## Stored data

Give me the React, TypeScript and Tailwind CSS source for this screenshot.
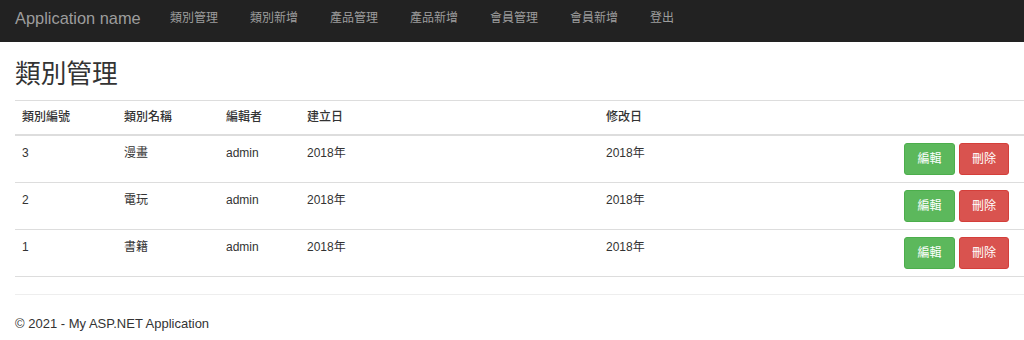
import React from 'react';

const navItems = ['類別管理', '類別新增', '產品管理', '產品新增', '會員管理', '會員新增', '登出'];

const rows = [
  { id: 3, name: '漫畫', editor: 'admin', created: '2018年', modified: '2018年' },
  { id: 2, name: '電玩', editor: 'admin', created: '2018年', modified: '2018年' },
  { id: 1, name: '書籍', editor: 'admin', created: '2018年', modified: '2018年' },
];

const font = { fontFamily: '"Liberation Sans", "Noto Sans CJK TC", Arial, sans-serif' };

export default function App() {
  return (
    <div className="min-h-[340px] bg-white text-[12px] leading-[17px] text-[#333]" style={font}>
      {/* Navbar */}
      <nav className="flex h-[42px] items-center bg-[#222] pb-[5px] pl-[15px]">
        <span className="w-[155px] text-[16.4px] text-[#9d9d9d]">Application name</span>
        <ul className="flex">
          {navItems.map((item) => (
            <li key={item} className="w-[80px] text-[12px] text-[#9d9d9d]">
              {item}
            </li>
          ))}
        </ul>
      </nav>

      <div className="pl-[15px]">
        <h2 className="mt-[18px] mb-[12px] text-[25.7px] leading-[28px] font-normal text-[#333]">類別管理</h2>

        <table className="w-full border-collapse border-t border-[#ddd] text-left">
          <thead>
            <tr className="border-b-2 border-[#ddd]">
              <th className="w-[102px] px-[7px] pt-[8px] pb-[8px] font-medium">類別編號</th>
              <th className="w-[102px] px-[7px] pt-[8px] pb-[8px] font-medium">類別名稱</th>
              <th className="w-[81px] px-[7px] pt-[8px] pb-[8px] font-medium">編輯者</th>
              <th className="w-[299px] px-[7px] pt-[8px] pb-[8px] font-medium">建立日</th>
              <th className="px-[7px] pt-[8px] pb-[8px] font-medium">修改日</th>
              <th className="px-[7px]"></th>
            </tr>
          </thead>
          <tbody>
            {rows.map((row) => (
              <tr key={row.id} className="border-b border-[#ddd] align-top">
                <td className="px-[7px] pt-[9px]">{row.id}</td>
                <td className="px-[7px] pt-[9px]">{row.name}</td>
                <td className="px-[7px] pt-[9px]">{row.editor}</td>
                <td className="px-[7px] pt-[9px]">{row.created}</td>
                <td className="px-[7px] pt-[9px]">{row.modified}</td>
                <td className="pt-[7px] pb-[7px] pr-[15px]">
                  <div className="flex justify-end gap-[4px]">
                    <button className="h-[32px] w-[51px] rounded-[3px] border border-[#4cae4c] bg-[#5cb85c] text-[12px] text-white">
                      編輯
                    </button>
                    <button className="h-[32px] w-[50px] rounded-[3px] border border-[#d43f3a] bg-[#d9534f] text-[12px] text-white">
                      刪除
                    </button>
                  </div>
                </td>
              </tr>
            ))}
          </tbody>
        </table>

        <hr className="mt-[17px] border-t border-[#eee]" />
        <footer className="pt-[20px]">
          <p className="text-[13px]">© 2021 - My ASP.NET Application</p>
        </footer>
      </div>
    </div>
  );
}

## Exercise goal
Restate exactly, please, only the lines between the start of the data and the line containing "mb-[12px] text-[25.7px] leading-[28px]", both ends included, skipping the pictures.

## Exercise result
Give me the React, TypeScript and Tailwind CSS source for this screenshot.
import React from 'react';

const navItems = ['類別管理', '類別新增', '產品管理', '產品新增', '會員管理', '會員新增', '登出'];

const rows = [
  { id: 3, name: '漫畫', editor: 'admin', created: '2018年', modified: '2018年' },
  { id: 2, name: '電玩', editor: 'admin', created: '2018年', modified: '2018年' },
  { id: 1, name: '書籍', editor: 'admin', created: '2018年', modified: '2018年' },
];

const font = { fontFamily: '"Liberation Sans", "Noto Sans CJK TC", Arial, sans-serif' };

export default function App() {
  return (
    <div className="min-h-[340px] bg-white text-[12px] leading-[17px] text-[#333]" style={font}>
      {/* Navbar */}
      <nav className="flex h-[42px] items-center bg-[#222] pb-[5px] pl-[15px]">
        <span className="w-[155px] text-[16.4px] text-[#9d9d9d]">Application name</span>
        <ul className="flex">
          {navItems.map((item) => (
            <li key={item} className="w-[80px] text-[12px] text-[#9d9d9d]">
              {item}
            </li>
          ))}
        </ul>
      </nav>

      <div className="pl-[15px]">
        <h2 className="mt-[18px] mb-[12px] text-[25.7px] leading-[28px] font-normal text-[#333]">類別管理</h2>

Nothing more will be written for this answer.